Despite the formidable historical objections to reading vacatur into section 706, others have noted that the Court might do so anyways. But even so, the race isn’t over: the courts will still have to tackle a far greater, even more daunting challenge. Even if vacatur is authorized, is it constitutional?
Jameson Payne is a graduate student at Hillsdale College’s Van Andel School of Statesmanship. GianCarlo Canaparo is a senior legal fellow in the Edwin Meese III Center for Legal and Judicial Studies at the Heritage Foundation where he studies equal protection, administrative law, and the separation of powers.
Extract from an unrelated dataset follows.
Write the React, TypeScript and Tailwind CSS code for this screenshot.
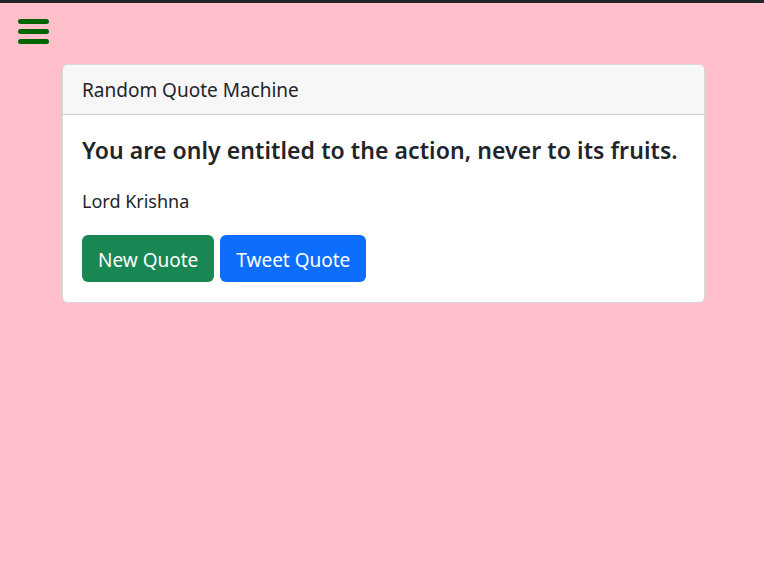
import React from "react";

export default function App() {
  return (
    <div
      className="min-h-[566px] w-full bg-[#ffc0cb] border-t-[3px] border-[#212529]"
      style={{ fontFamily: '"Noto Sans", "Open Sans", sans-serif' }}
    >
      <div className="pl-[18px] pt-[15px] h-[61px]">
        <svg width="31" height="27" viewBox="0 0 31 27">
          <line x1="2.5" y1="3.5" x2="28.5" y2="3.5" stroke="#006400" strokeWidth="5" strokeLinecap="round" />
          <line x1="2.5" y1="13.5" x2="28.5" y2="13.5" stroke="#006400" strokeWidth="5" strokeLinecap="round" />
          <line x1="2.5" y1="23.5" x2="28.5" y2="23.5" stroke="#006400" strokeWidth="5" strokeLinecap="round" />
        </svg>
      </div>
      <div className="ml-[62px] w-[643px] bg-white rounded-[6px] border border-[#d9d9d9] overflow-hidden">
        <div className="h-[50px] bg-[#f7f7f7] border-b border-[#cfcfcf] px-[19px] pt-[2px] flex items-center text-[19px] text-[#212529]">
          Random Quote Machine
        </div>
        <div className="px-[19px] pt-[17px] pb-[20px] text-[#212529]">
          <div className="text-[23px] font-semibold leading-[36px] tracking-[0.07px]">
            You are only entitled to the action, never to its fruits.
          </div>
          <div className="mt-[19px] text-[18px] leading-[28px]">Lord Krishna</div>
          <div className="mt-[20px] flex gap-[6px]">
            <button className="h-[47px] px-[16px] pt-[3px] rounded-[6px] bg-[#198754] text-white text-[19px]">
              New Quote
            </button>
            <button className="h-[47px] px-[16px] pt-[3px] rounded-[6px] bg-[#0d6efd] text-white text-[19px]">
              Tweet Quote
            </button>
          </div>
        </div>
      </div>
    </div>
  );
}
[1] There is one exception, when he discusses suits to enjoin the levying of taxes. See pp. 545–48. He says that in taxpayer suits, one plaintiff may effect an injunction against the entire tax. Yet he is careful to note that his position is contradicted by other authorities, who say all parties seeking relief must be joined in the suit. The fact that he singles this case out as an example of “universal relief” implies that in other cases, the normal rule is maintained. And anyways, the “void” assessment in question is simply enjoined against all parties; the relief itself is not in rem. Cf. Bray, Multiple Chancellors, at 246.